ATLANTA — President Donald Trump won't be on the ballot in January when Georgia voters settle two Senate runoffs that will determine control of the U.S. Senate. But both Republicans and Democrats are hoping voters forget that.
After watching turnout surge in last week's election, the parties are banking on using Trump — both rage against him and devotion to him — as key drivers in their push to get voters to return to the polls. For Republicans, that means feeding off frustrations over Trump's defeat, baseless allegations of widespread voter fraud and fear of President-elect Joe Biden's policy agenda. But their biggest draw — Trump himself — has not committed publicly to using his influence to turn out voters, a silence that has some Republicans worried.
Democrats, meanwhile, are hoping to retain the intensity of a ground operation fueled by opposition to Trump and his policies — even though the president has lost the White House and trails Biden in Georgia by about 14,000 votes out of 5 million cast.

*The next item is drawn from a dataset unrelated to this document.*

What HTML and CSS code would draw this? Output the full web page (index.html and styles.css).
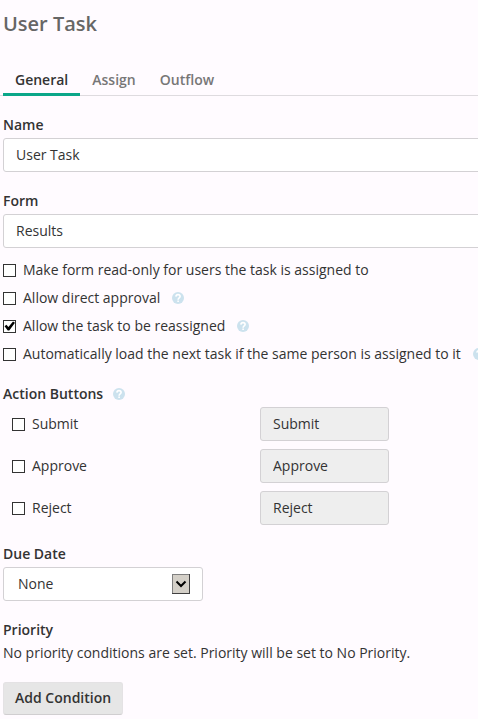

The two Senate contests offer an early measure of Trump's lasting political imprint and whether both parties can sustain momentum in the post-Trump era.
The president's plans are still unclear. As he fumes about his loss, he has been noticeably silent on the runoffs between incumbent Republican Sens. David Perdue and Kelly Loeffler and their respective challengers, Jon Ossoff and Raphael Warnock. The president is chiefly focused on his own political future, including the possibility of running for president again in 2024, according to three White House and campaign aides who spoke on condition of anonymity because they were not authorized to speak publicly about private deliberations.
GOP allies are urging him to engage, hoping he sees the races as a way to mitigate his own loss and preserve his policies.
"I can't think of a better way for him to get revenge on Democrats than to get those two seats," said Republican strategist Scott Jennings, a longtime political adviser to Senate Majority Leader Mitch McConnell.
The Kentucky Republican needs either Perdue or Loeffler to win reelection to secure the GOP majority that would allow him to block Biden's most ambitious proposals, such as expanding the Affordable Care Act, overhauling the nation's energy grid and repealing some Trump tax cuts.